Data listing
"""
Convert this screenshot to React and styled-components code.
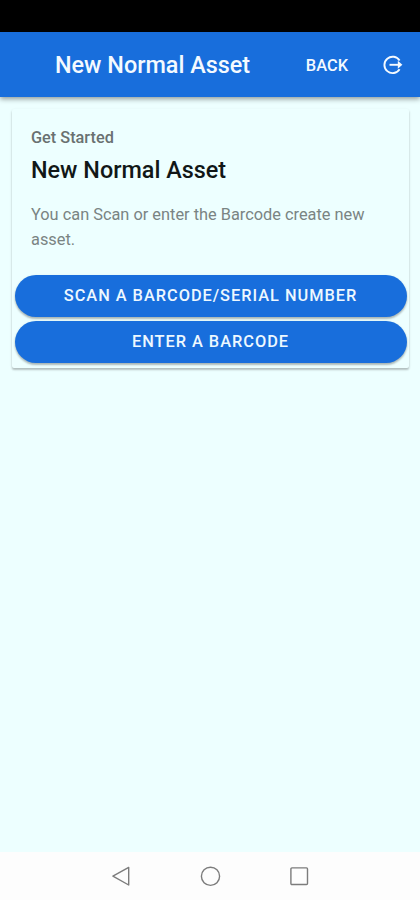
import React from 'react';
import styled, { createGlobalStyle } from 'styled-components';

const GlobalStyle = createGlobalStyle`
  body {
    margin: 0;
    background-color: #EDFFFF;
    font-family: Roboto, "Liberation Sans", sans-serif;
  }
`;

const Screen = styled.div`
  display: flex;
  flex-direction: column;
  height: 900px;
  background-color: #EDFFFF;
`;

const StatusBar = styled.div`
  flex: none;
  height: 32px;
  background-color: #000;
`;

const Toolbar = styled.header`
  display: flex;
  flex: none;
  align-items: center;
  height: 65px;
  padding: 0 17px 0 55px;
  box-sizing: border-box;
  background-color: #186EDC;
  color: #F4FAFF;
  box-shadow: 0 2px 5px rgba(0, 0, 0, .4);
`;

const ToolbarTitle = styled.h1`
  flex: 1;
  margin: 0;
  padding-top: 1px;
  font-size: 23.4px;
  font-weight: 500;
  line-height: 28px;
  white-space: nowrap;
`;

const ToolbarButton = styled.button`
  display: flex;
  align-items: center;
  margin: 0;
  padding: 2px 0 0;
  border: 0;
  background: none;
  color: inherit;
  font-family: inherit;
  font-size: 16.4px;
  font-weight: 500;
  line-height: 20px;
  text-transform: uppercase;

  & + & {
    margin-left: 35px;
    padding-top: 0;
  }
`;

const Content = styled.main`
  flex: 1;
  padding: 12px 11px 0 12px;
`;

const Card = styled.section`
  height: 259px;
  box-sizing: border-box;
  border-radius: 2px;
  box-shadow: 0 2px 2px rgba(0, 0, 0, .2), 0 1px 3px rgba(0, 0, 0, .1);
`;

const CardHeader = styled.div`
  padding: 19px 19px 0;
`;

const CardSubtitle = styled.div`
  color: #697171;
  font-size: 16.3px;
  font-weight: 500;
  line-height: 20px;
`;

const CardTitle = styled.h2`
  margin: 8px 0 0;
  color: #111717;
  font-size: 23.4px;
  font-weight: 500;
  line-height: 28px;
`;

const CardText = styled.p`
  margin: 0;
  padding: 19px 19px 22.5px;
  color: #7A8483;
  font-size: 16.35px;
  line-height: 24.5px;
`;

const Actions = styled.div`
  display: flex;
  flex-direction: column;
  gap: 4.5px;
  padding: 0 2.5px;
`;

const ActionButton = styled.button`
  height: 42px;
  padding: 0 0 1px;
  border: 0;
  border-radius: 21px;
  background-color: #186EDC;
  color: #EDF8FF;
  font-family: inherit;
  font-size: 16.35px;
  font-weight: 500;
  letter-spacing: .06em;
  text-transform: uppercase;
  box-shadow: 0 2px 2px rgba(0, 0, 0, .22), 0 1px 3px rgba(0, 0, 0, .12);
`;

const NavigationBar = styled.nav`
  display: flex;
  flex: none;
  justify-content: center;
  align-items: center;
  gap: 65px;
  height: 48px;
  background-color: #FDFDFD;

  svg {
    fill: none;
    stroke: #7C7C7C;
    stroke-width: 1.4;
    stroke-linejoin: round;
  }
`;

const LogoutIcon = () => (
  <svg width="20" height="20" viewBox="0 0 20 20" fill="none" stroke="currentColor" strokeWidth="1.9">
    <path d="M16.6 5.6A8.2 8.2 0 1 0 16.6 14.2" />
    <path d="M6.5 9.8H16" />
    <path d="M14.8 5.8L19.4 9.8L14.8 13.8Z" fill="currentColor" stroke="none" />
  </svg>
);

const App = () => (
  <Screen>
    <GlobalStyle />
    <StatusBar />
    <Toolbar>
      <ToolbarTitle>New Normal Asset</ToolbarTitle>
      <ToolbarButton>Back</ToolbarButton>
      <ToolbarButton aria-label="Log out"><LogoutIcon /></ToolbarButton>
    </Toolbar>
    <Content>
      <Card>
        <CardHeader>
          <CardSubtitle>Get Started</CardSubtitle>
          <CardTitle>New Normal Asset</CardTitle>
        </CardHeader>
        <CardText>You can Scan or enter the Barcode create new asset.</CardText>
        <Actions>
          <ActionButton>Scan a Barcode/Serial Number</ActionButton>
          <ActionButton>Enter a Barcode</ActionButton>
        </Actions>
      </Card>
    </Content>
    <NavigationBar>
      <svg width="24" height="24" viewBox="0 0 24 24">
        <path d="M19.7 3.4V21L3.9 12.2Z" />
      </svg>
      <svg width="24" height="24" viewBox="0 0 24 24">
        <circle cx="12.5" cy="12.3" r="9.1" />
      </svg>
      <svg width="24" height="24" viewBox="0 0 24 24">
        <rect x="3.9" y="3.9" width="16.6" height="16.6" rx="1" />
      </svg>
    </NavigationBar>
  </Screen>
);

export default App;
"""
"""
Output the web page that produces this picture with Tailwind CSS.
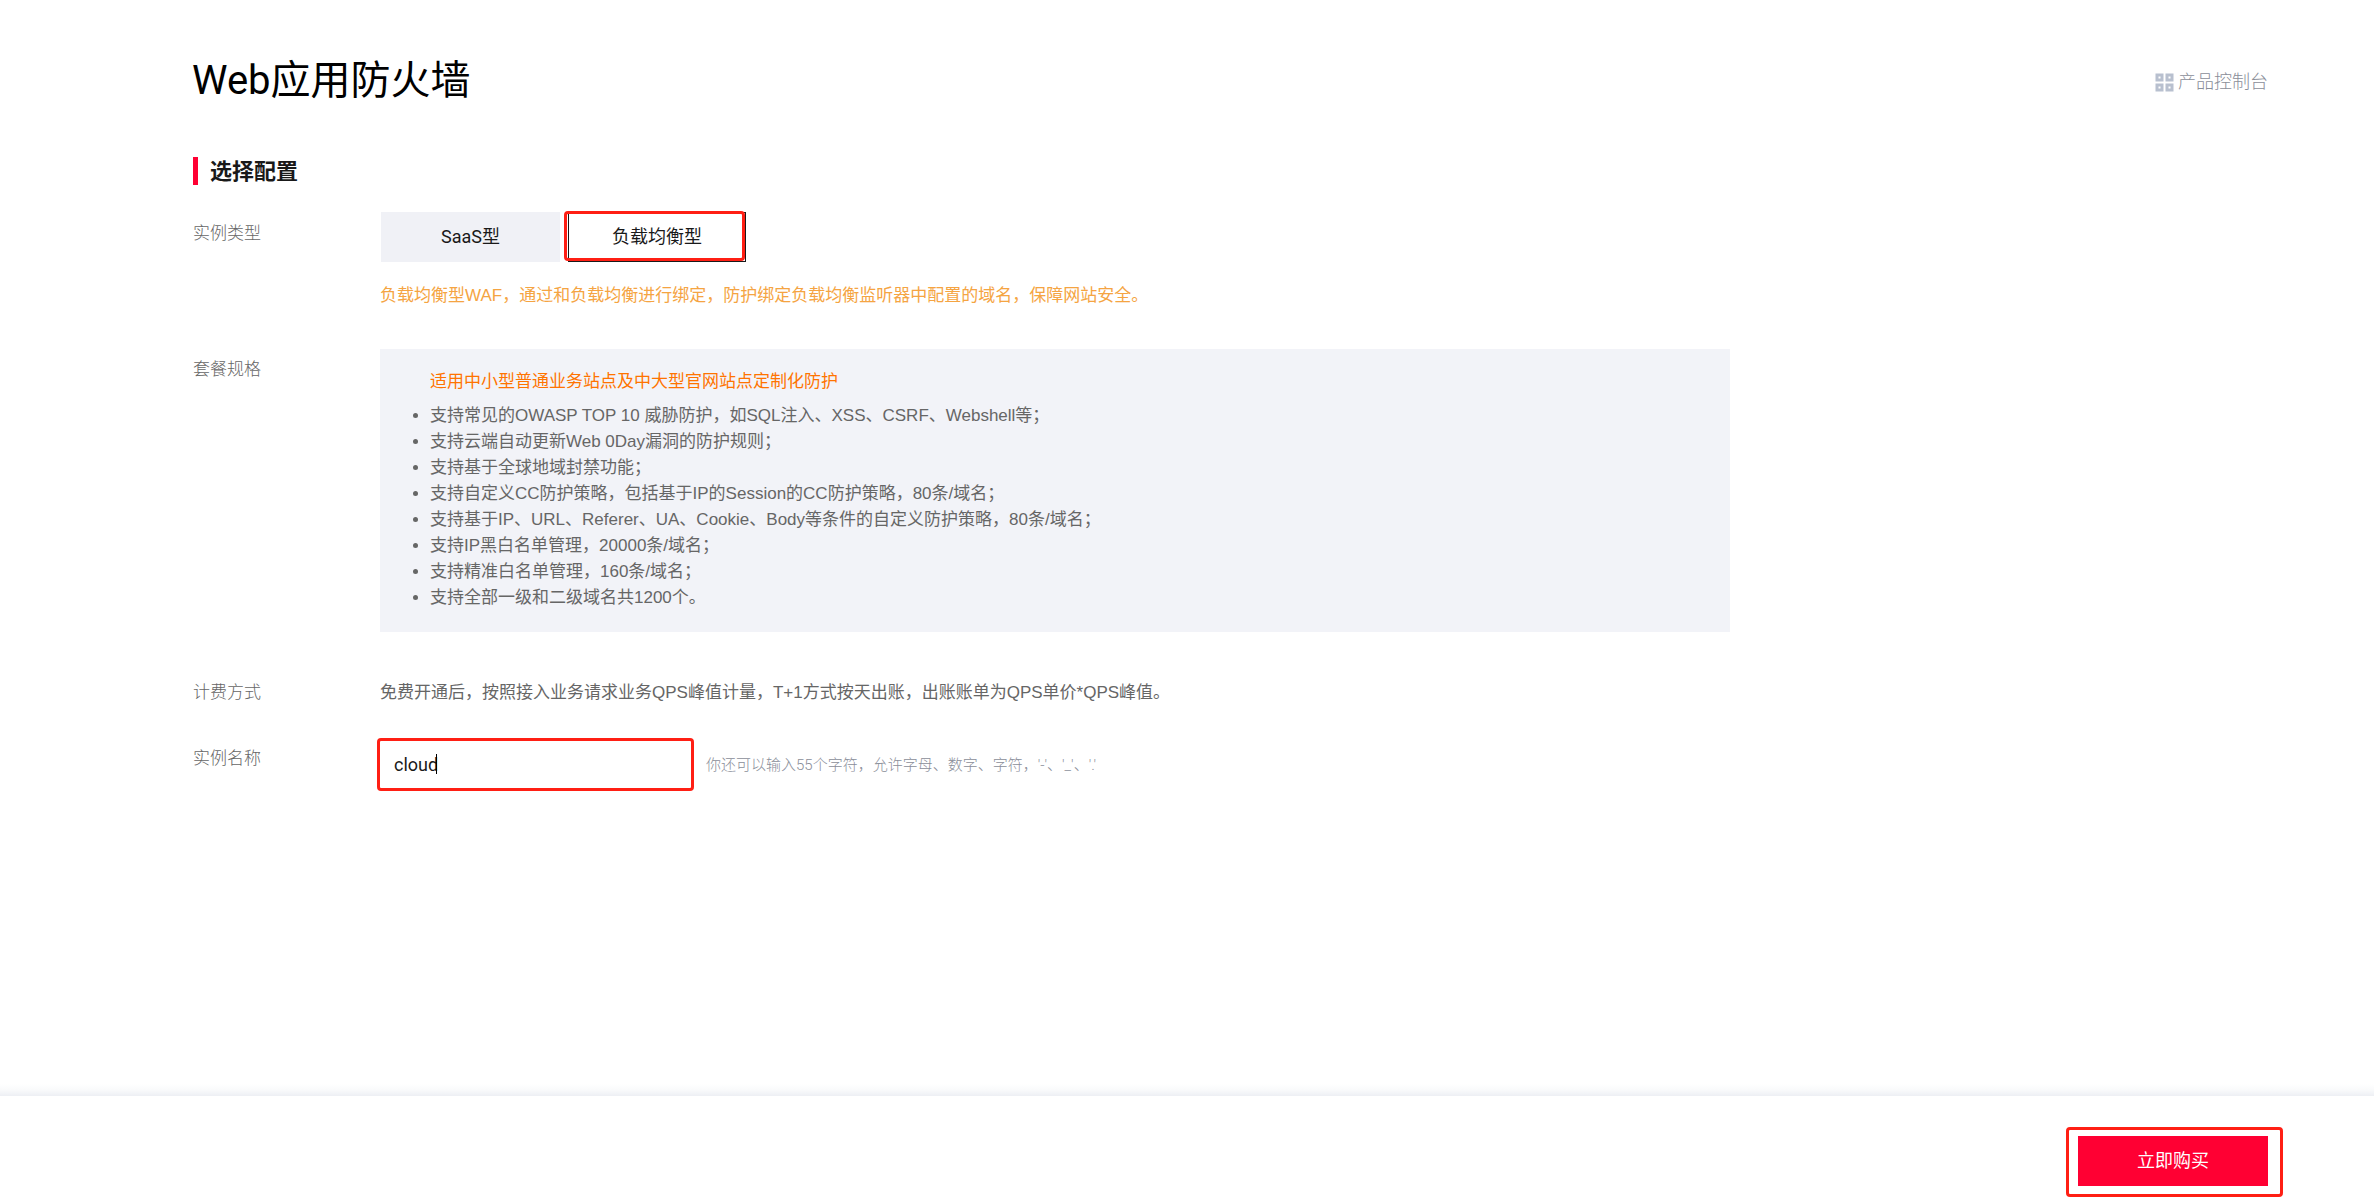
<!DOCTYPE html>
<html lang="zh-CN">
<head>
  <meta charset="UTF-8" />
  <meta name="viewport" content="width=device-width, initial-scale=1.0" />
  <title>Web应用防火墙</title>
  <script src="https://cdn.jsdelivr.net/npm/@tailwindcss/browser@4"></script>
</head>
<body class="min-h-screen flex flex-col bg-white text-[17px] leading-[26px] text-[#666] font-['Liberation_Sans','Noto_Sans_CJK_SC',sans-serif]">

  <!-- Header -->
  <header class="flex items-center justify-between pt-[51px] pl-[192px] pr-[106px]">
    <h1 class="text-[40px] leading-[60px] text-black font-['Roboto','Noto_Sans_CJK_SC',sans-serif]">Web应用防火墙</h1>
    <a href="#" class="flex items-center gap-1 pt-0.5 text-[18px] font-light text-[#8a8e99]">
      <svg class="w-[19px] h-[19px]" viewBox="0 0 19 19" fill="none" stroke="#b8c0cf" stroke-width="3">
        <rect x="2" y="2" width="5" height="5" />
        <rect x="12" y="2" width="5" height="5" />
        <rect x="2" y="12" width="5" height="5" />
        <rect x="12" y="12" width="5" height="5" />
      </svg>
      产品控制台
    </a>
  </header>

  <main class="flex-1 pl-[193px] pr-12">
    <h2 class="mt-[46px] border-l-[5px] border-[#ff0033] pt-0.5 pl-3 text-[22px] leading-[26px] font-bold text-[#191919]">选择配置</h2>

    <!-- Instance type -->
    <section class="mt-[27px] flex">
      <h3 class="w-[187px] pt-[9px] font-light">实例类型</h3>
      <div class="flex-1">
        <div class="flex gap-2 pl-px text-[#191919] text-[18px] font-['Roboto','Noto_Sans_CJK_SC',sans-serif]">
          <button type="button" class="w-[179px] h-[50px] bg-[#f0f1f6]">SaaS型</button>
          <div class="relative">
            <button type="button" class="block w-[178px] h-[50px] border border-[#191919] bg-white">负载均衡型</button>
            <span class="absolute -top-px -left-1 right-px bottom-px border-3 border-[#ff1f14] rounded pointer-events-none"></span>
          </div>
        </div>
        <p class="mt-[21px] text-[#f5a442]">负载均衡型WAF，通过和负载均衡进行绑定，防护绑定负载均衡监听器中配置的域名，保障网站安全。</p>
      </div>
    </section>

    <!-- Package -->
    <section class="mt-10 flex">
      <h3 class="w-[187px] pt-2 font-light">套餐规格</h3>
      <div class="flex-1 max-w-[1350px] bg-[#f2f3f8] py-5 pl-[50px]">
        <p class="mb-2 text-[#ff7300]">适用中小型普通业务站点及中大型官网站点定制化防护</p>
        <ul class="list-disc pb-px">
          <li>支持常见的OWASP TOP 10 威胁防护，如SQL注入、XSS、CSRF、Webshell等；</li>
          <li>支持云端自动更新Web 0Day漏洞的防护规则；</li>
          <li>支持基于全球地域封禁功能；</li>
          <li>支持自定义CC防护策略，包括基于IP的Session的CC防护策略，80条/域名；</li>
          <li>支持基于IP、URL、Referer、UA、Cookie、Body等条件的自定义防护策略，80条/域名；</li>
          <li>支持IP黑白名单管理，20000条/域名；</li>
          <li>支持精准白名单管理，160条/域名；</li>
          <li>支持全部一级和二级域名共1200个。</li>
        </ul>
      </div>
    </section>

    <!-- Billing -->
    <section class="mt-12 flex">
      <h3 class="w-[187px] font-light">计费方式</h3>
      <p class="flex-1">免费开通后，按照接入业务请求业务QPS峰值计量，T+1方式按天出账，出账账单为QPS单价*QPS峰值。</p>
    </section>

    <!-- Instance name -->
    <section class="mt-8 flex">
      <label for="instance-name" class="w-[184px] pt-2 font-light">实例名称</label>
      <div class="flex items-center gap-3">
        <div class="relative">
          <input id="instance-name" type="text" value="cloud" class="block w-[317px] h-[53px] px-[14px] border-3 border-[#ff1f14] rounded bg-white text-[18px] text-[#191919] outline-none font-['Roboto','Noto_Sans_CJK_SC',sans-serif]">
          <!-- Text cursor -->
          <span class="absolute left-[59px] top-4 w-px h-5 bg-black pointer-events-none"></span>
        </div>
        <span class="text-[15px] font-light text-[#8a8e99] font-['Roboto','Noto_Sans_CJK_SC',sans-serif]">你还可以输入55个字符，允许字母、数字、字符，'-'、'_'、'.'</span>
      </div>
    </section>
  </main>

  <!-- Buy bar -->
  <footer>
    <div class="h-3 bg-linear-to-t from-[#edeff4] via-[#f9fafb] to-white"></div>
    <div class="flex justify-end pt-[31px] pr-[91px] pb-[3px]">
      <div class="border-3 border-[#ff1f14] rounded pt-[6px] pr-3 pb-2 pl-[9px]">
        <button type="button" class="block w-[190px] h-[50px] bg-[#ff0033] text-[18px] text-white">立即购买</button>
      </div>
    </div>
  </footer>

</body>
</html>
"""
**THE PROBLEM**. Look above for the line with "Output the web", then print it and each line after it down to and including the line with "border-l-[5px] border-[#ff0033] pt-0.5". Leave out the pictures and keep the wording exact.

**RESPONSE**.
Output the web page that produces this picture with Tailwind CSS.
<!DOCTYPE html>
<html lang="zh-CN">
<head>
  <meta charset="UTF-8" />
  <meta name="viewport" content="width=device-width, initial-scale=1.0" />
  <title>Web应用防火墙</title>
  <script src="https://cdn.jsdelivr.net/npm/@tailwindcss/browser@4"></script>
</head>
<body class="min-h-screen flex flex-col bg-white text-[17px] leading-[26px] text-[#666] font-['Liberation_Sans','Noto_Sans_CJK_SC',sans-serif]">

  <!-- Header -->
  <header class="flex items-center justify-between pt-[51px] pl-[192px] pr-[106px]">
    <h1 class="text-[40px] leading-[60px] text-black font-['Roboto','Noto_Sans_CJK_SC',sans-serif]">Web应用防火墙</h1>
    <a href="#" class="flex items-center gap-1 pt-0.5 text-[18px] font-light text-[#8a8e99]">
      <svg class="w-[19px] h-[19px]" viewBox="0 0 19 19" fill="none" stroke="#b8c0cf" stroke-width="3">
        <rect x="2" y="2" width="5" height="5" />
        <rect x="12" y="2" width="5" height="5" />
        <rect x="2" y="12" width="5" height="5" />
        <rect x="12" y="12" width="5" height="5" />
      </svg>
      产品控制台
    </a>
  </header>

  <main class="flex-1 pl-[193px] pr-12">
    <h2 class="mt-[46px] border-l-[5px] border-[#ff0033] pt-0.5 pl-3 text-[22px] leading-[26px] font-bold text-[#191919]">选择配置</h2>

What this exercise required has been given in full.